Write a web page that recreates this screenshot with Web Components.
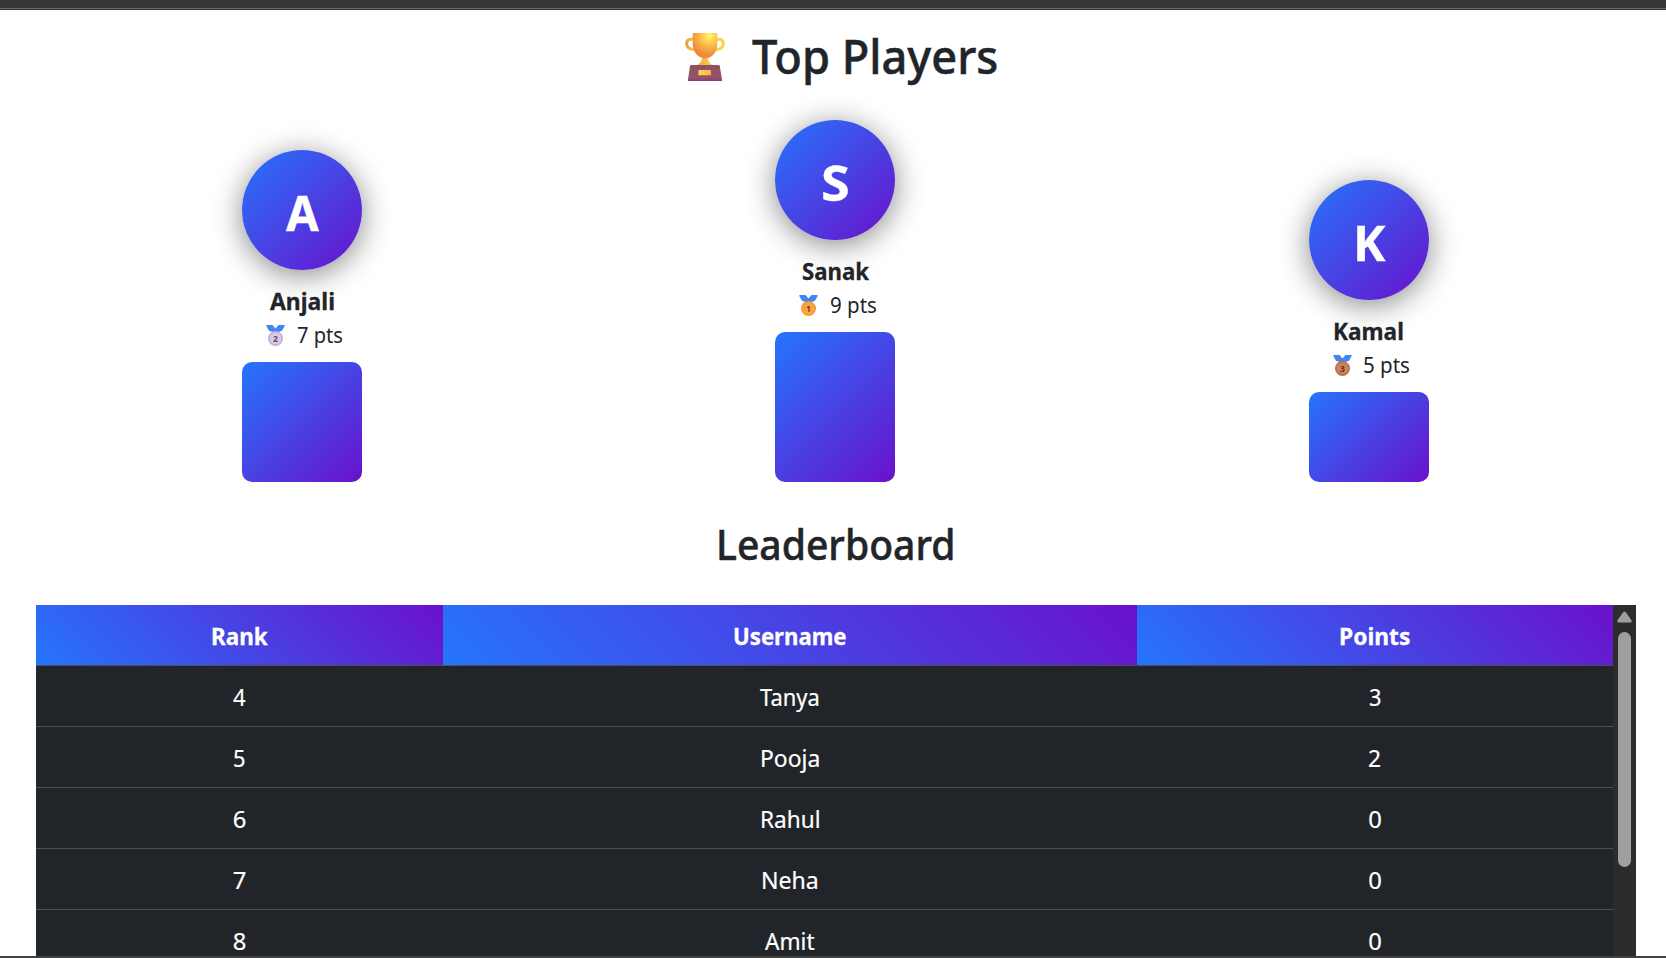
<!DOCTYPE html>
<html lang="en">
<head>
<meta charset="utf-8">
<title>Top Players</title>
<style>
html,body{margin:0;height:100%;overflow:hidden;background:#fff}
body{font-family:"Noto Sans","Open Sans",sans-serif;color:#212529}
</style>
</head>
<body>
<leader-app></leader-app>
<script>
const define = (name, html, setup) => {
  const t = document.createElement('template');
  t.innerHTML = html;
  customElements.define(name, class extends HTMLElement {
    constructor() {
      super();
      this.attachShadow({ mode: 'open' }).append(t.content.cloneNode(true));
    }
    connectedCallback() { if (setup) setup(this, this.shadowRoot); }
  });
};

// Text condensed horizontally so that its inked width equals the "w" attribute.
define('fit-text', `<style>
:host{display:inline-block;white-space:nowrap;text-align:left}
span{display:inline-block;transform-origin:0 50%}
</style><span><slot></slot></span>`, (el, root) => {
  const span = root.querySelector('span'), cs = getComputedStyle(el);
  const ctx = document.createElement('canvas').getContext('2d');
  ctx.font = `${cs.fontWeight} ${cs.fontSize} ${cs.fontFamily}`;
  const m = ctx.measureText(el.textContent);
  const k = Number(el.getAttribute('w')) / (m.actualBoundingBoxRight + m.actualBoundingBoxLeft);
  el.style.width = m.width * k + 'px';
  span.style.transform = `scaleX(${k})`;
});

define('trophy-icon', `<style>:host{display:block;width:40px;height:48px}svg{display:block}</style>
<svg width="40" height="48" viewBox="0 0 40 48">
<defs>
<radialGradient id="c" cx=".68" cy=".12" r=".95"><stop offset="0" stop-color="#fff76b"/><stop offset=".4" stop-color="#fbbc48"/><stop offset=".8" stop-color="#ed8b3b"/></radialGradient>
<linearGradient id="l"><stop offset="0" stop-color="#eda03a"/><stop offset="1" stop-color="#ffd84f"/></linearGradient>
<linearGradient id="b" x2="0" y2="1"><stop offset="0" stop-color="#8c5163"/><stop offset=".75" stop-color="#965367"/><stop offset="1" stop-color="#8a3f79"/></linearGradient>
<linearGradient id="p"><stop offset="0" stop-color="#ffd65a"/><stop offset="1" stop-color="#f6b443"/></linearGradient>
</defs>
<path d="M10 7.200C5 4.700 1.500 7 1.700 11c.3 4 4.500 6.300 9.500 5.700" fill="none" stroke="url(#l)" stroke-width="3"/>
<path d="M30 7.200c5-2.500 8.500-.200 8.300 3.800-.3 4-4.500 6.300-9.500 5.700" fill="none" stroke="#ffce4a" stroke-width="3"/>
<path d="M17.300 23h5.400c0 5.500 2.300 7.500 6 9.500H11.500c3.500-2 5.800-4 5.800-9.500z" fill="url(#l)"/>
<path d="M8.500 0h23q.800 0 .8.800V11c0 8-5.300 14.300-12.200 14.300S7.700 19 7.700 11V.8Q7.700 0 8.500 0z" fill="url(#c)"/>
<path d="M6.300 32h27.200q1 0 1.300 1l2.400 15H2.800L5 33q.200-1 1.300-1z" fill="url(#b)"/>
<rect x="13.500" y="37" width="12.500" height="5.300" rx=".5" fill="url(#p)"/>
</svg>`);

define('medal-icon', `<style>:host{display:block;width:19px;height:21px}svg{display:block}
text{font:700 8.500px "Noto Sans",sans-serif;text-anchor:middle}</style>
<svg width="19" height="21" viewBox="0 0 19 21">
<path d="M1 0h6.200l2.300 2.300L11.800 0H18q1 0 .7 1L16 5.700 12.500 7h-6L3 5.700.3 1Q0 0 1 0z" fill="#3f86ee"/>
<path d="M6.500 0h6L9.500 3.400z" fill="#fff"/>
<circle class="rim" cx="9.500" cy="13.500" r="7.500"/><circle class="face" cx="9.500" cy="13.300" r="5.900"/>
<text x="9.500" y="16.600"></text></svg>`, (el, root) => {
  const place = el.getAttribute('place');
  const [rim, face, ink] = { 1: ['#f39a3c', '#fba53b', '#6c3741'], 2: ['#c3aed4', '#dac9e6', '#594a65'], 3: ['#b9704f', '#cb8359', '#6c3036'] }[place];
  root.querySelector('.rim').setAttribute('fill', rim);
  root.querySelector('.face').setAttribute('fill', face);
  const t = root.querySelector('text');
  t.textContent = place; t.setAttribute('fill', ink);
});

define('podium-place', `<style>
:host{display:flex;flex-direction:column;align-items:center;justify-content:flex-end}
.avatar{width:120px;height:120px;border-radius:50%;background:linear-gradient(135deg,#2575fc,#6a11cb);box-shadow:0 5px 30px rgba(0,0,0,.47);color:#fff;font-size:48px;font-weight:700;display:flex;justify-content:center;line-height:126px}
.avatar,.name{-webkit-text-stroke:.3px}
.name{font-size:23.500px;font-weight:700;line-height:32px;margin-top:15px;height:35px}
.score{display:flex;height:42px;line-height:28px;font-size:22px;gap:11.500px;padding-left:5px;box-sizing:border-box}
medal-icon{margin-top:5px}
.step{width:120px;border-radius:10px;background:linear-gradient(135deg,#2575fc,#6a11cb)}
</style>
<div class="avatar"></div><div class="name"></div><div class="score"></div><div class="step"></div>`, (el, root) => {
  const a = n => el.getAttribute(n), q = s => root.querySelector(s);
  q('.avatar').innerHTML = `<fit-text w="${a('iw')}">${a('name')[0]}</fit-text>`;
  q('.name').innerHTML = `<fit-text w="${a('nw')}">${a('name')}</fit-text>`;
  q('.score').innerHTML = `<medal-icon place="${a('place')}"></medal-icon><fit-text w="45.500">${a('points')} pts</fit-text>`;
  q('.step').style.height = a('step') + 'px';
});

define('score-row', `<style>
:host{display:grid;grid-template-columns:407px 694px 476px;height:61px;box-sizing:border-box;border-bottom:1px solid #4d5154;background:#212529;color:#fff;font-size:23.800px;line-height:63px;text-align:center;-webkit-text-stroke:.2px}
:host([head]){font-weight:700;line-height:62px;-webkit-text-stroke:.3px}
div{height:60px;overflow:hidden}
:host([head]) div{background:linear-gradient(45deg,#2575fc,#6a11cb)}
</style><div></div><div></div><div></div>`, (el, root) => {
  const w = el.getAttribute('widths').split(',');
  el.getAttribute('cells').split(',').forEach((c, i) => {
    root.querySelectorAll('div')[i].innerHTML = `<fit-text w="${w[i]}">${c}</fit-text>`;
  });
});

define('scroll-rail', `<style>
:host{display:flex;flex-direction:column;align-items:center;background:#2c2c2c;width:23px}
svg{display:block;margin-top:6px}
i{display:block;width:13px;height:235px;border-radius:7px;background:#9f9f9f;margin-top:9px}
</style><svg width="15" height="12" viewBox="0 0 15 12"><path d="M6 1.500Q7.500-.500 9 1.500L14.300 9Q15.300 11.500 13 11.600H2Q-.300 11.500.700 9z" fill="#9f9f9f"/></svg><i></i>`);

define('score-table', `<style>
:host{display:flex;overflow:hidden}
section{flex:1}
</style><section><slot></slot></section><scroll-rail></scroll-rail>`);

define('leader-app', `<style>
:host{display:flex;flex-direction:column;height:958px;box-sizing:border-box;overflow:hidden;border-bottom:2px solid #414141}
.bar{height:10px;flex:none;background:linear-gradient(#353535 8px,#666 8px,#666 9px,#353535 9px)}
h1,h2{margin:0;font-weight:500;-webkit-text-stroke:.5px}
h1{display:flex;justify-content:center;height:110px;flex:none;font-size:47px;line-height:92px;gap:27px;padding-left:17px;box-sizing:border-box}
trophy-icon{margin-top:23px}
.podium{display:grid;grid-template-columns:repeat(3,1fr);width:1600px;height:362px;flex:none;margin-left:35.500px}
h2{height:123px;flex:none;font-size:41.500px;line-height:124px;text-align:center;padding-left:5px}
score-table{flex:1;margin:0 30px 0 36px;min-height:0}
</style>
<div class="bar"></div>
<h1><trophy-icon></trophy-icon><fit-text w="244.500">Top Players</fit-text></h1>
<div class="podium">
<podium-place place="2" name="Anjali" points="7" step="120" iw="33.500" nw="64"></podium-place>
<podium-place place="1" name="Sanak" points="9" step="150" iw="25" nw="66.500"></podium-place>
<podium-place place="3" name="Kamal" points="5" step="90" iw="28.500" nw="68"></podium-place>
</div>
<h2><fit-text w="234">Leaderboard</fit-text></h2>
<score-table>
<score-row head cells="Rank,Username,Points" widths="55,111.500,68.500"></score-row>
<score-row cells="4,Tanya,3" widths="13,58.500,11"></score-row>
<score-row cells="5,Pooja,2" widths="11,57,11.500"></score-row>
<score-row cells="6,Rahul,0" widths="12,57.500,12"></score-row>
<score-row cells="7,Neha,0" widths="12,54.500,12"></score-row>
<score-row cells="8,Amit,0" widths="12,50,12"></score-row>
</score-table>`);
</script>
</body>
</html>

Work to complete:
Pick out each line containing the string "that" and copy it.

Completed exercise:
Write a web page that recreates this screenshot with Web Components.
// Text condensed horizontally so that its inked width equals the "w" attribute.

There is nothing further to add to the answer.